Monday, November 9, 2009

Flies Fly In, Flies Fly Out

Dear God,

I'm thinking maybe it's time for Entergy to pony up for a full, paying subscription for me with the Wall Street Journal Online.

Look what I found there today (posted, actually on November 3):

HOLLYWOOD, Fla. (Dow Jones)--Entergy Corp. (ETR) remains committed to spinning off five of its nuclear power plants into a stand-alone company, but the company's chief executive suggested a possible alternative Tuesday if it can't win regulatory approval in New York.

Entergy Chairman and Chief Executive J. Wayne Leonard said the company could spin off its utility businesses into a stand-alone company to accomplish the same goal of separating its regulated utility businesses concentrated in the Southeast from its nuclear plants that sell ....

And that's all I know! Because to read the rest of the article, I need a paying subscription, but Entergy is so miserly about paying for anything here at Vermont Yankee, that I don't have one!

Anyway, it looks like, if Entergy can't spin Enexus off, it might spin off everything else into some phenomenally wealthy, as-yet-unnamed entity and leave the five merchant plants to a newly impoverished Entergy. I call that creative thinking! Hey, that's why we pay him the big bucks!

Ah, ha, ha, ha, ha, ha, ha, ha, ha, ha, ha, ha, ha, ha, ha, ha, ha, ha, ha, ha!
Ah, ha, ha, ha, ha, ha, ha, ha, ha, ha, ha, ha, ha, ha, ha, ha, ha, ha, ha, ha! (Echo, echo, echo.)

Pete Shumlin, close your mouth before the flies fly in. You shoulda seen this comin'!

Amen,

Fake-Rob

1 comment:

Anonymous said...

power at market prices.

"We don't expect to go down that route, but it is a path to get you back to where you were. It just takes us longer and (requires) more regulatory approvals," said Leonard, speaking at the Edison Electric Institute's financial conference in Florida.

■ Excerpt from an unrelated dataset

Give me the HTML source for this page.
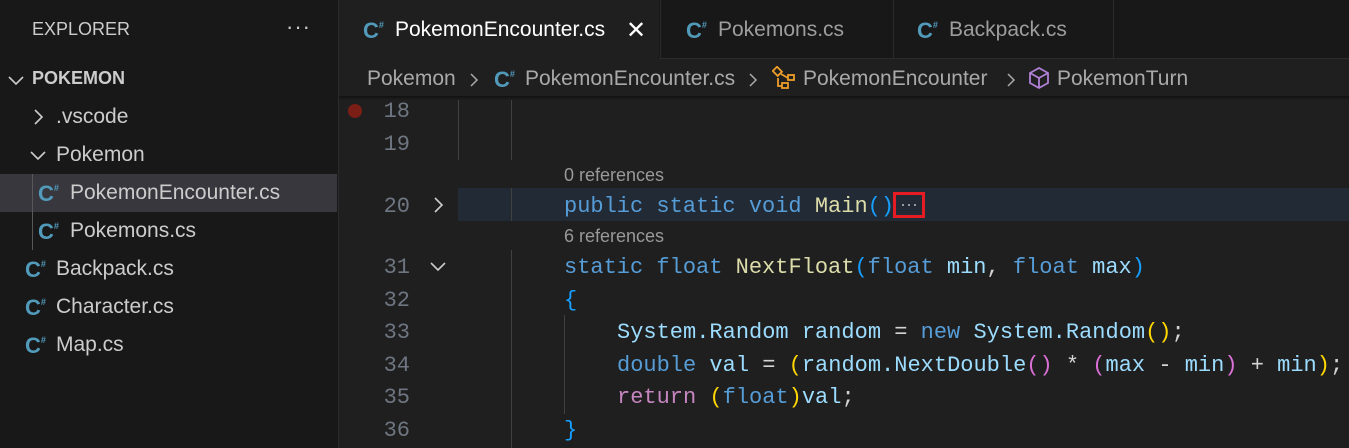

The New Orleans-based power company has been looking to create the nation's first stand-alone nuclear power company for two years. The deal was first stymied by the global credit freeze as Entergy needs to access billions of dollars in new debt to create the company, to be called Enexus Energy Corp. Now it's awaiting a decision from New York, where the spinoff has faced a push-back from consumer advocates and elected officials.

Leonard said in an interview ahead of Tuesday's presentation that the nuclear spinoff still makes sense for investors as well as consumers. Investors get to realize the full value of both businesses, while consumers have more assurances the nuclear plants will continue to operate even if unexpected operational problems arise.

But Leonard added investor fatigue exists when it comes to the spinoff plan. Most shareholders want stock in either the nuclear spinoff or the utility business instead of the current combined company.

"The people that are in the stock have very strong feelings about what piece of paper they want," he said.

Leonard stressed in his remarks Tuesday the company is making progress in front of New York and Vermont regulators. Approvals from the two states represent the final regulatory hurdles. Enexus would own two plants in New York and one in Vermont. Leonard said financing the deal is no longer an issue, with capital available at rates similar to when Entergy first proposed the deal.

New York regulators could decide as early as mid-December on the deal. A new round of comments were due Monday by various parties in the case, but weren't available on the New York Public Service Commission Web site yet. Entergy to date has faced resistance from public officials who are concerned Enexus will have too much debt and won't follow through on past agreements to invest in the plants. The nuclear plants in the spinoff include Indian Point and James Fitzpatrick in New York.

Shares of Entergy were recently off 55 cents at $76.65.